[Rows from a dataset of pages and code]
++++++

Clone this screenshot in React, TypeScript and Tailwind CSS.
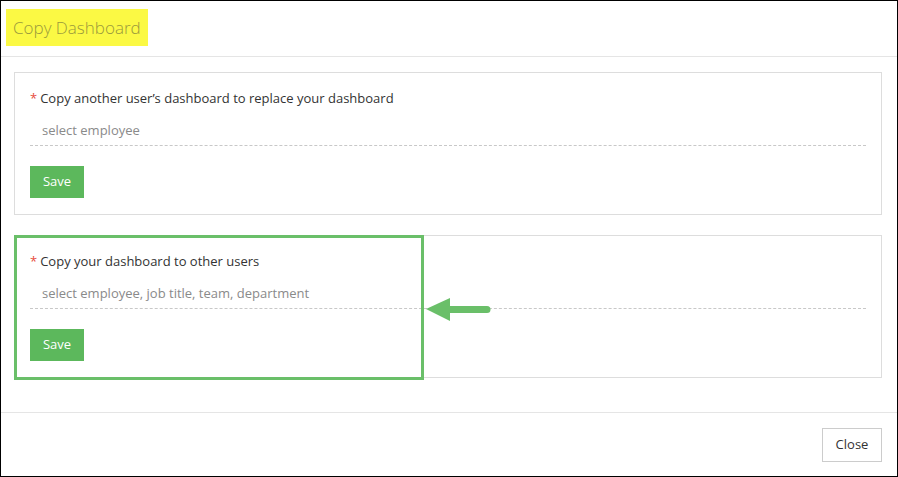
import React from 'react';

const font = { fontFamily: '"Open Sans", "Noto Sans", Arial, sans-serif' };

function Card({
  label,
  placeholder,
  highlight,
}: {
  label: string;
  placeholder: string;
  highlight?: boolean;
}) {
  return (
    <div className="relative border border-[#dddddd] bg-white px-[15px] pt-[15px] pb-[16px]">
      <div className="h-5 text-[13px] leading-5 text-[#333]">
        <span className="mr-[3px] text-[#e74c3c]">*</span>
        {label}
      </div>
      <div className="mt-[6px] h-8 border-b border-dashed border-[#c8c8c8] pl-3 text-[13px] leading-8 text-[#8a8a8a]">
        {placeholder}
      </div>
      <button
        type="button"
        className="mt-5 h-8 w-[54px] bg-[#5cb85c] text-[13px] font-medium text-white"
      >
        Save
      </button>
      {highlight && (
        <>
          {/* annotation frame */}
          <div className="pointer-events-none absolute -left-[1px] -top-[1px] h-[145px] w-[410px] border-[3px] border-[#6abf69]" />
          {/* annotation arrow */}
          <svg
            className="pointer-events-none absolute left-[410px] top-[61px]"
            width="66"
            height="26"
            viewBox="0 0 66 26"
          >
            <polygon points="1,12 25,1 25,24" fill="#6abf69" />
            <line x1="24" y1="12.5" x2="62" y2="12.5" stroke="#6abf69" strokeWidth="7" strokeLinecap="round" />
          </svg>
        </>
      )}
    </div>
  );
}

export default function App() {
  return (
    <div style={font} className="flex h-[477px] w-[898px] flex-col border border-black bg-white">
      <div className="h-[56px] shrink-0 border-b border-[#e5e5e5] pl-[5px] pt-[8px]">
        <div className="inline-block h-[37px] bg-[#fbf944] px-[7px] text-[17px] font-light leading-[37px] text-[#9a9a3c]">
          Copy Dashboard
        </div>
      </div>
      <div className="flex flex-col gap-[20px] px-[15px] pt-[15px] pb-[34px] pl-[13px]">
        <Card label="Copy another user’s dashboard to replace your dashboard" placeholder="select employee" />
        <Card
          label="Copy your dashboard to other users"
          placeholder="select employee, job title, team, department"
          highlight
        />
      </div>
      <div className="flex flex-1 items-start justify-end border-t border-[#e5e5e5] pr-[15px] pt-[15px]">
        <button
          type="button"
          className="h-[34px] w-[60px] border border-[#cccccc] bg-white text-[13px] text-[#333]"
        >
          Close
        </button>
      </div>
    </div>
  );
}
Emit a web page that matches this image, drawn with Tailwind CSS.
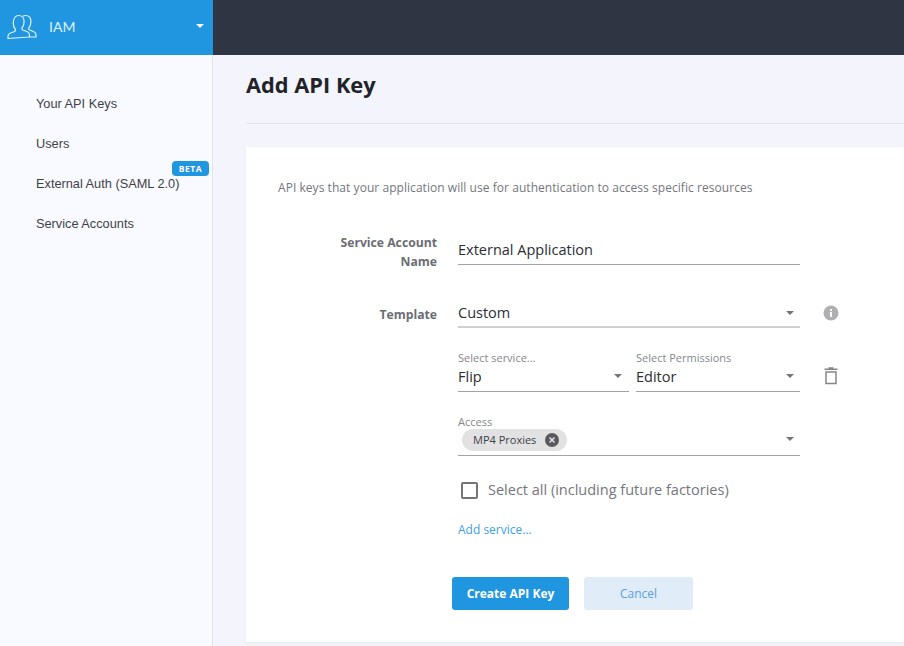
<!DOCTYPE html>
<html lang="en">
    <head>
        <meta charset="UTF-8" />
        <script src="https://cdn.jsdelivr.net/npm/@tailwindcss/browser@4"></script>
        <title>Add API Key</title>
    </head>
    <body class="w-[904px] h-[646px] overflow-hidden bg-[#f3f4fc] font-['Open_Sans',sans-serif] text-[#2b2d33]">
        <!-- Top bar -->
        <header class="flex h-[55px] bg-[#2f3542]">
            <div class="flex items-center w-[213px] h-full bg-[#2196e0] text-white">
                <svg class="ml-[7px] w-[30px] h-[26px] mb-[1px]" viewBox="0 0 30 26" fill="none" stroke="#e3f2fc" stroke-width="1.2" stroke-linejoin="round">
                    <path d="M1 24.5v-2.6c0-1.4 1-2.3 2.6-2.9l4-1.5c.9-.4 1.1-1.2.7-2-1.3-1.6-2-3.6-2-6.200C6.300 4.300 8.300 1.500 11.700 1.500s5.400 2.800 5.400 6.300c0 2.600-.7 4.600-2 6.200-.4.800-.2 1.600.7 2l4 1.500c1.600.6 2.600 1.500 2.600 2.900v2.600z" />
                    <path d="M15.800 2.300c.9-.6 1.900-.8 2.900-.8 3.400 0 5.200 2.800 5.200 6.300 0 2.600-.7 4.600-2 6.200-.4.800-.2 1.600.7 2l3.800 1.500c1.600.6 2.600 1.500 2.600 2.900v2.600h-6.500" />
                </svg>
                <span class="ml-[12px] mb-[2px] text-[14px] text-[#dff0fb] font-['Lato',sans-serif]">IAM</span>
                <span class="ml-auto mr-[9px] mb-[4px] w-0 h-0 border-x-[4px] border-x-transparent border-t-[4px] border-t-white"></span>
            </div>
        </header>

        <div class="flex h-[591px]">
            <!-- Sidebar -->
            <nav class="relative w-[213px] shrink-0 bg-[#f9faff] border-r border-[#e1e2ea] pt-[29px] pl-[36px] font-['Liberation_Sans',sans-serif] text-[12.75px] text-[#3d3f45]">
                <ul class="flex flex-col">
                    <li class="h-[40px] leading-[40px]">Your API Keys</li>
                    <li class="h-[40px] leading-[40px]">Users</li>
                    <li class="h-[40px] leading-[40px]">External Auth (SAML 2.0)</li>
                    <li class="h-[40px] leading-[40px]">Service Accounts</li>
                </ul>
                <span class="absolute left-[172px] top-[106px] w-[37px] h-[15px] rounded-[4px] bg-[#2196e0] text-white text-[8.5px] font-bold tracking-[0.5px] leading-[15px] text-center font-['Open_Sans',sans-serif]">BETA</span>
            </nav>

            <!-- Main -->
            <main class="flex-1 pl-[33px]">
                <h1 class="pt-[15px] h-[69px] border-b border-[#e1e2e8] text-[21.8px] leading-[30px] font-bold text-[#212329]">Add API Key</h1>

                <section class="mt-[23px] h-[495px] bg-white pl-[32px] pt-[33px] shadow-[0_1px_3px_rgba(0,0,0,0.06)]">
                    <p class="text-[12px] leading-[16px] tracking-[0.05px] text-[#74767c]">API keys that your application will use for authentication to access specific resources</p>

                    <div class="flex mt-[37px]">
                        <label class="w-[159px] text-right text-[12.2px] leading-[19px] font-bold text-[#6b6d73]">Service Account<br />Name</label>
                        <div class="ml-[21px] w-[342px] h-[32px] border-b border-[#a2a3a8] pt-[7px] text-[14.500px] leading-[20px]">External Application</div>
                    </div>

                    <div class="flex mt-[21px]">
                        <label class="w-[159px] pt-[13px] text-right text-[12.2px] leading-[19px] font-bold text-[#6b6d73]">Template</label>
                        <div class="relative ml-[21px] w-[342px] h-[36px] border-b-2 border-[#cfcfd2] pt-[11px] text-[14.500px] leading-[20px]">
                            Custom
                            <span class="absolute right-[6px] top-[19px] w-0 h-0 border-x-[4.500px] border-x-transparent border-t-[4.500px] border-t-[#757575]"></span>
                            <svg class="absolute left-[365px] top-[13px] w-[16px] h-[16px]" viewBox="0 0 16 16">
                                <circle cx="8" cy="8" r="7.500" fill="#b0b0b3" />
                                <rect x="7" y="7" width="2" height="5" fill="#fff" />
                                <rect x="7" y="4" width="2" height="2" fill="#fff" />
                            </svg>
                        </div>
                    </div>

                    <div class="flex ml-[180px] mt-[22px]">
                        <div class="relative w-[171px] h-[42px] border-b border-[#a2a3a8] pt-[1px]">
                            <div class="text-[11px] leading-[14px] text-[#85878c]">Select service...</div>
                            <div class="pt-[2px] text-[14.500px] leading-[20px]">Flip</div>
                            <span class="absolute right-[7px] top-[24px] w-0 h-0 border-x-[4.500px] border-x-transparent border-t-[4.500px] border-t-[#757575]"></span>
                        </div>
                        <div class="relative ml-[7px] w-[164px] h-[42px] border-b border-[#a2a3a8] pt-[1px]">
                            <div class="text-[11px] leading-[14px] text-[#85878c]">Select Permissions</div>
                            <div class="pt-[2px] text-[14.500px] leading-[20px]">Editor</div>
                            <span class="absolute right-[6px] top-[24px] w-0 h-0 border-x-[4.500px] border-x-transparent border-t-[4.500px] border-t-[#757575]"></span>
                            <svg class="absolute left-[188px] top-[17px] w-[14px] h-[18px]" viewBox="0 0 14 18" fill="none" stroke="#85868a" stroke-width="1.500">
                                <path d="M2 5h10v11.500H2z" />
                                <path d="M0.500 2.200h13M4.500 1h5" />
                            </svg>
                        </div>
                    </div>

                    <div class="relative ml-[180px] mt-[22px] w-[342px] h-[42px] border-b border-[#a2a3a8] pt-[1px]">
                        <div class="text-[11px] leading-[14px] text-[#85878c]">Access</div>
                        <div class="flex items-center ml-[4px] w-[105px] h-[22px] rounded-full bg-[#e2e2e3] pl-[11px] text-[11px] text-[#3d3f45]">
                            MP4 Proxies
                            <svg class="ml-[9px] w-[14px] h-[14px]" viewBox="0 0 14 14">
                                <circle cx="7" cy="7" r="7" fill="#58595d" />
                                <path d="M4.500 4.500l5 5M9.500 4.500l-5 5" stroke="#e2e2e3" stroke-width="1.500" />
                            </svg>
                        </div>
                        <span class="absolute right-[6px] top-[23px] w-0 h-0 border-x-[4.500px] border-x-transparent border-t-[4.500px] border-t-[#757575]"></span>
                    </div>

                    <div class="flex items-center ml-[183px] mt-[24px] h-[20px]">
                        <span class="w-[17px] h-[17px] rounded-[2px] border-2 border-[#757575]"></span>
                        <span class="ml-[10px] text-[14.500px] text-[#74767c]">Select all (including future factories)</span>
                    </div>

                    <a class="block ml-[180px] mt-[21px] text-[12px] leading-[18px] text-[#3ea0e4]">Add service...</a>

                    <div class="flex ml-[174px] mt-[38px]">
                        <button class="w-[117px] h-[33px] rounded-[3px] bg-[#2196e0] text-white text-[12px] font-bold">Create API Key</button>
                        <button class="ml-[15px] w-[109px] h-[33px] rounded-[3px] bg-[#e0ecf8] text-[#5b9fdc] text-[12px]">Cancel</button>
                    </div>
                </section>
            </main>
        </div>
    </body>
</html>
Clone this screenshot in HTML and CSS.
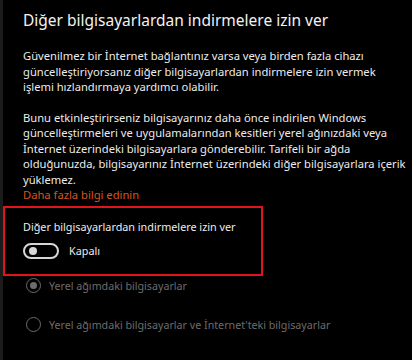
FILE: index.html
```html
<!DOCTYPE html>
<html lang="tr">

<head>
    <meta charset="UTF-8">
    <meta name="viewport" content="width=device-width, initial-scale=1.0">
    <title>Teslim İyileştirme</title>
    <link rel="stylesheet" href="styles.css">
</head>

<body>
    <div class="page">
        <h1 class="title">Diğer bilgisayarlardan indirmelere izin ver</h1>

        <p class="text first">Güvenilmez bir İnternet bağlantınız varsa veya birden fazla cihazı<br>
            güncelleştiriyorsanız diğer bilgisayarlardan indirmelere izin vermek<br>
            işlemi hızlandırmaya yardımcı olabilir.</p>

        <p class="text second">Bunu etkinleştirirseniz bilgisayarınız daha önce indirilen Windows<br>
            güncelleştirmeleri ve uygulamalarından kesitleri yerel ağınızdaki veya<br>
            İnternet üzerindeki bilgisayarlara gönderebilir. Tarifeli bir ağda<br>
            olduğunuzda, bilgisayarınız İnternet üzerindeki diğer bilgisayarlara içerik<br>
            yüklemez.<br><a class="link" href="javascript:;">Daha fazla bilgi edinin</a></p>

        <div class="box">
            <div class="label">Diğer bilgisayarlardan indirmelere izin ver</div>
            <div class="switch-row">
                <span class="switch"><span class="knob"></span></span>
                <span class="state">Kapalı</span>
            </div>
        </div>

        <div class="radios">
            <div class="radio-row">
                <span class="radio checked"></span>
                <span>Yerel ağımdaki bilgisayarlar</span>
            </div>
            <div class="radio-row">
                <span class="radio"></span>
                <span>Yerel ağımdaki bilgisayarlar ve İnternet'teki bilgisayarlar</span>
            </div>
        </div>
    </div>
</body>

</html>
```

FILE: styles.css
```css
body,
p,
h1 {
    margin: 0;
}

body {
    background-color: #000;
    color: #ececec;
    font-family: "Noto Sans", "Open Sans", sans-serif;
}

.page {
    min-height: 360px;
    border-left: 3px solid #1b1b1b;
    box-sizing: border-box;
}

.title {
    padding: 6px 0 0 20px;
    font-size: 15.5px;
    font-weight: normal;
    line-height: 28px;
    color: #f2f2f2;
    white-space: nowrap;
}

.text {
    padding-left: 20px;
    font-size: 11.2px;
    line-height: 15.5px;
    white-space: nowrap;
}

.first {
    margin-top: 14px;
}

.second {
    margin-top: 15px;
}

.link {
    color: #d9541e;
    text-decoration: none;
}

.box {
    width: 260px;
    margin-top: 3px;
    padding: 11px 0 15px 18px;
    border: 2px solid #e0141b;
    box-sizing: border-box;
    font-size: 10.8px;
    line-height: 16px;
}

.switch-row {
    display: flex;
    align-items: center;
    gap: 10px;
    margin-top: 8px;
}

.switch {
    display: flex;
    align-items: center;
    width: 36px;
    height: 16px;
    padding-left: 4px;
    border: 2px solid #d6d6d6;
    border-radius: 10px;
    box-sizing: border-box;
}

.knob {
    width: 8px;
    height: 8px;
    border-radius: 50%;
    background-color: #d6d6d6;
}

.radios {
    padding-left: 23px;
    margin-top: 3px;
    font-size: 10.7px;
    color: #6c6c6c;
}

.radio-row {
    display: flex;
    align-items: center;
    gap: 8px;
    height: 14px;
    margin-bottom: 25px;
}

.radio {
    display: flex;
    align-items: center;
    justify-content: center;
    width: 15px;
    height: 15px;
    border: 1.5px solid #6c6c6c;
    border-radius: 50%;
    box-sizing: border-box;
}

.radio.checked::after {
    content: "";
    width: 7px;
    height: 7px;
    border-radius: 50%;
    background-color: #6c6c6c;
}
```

++++++

◆ Exercise task:
Which lines include the word "that"? List them all.

◆ The completed task:
Emit a web page that matches this image, drawn with Tailwind CSS.
                    <p class="text-[12px] leading-[16px] tracking-[0.05px] text-[#74767c]">API keys that your application will use for authentication to access specific resources</p>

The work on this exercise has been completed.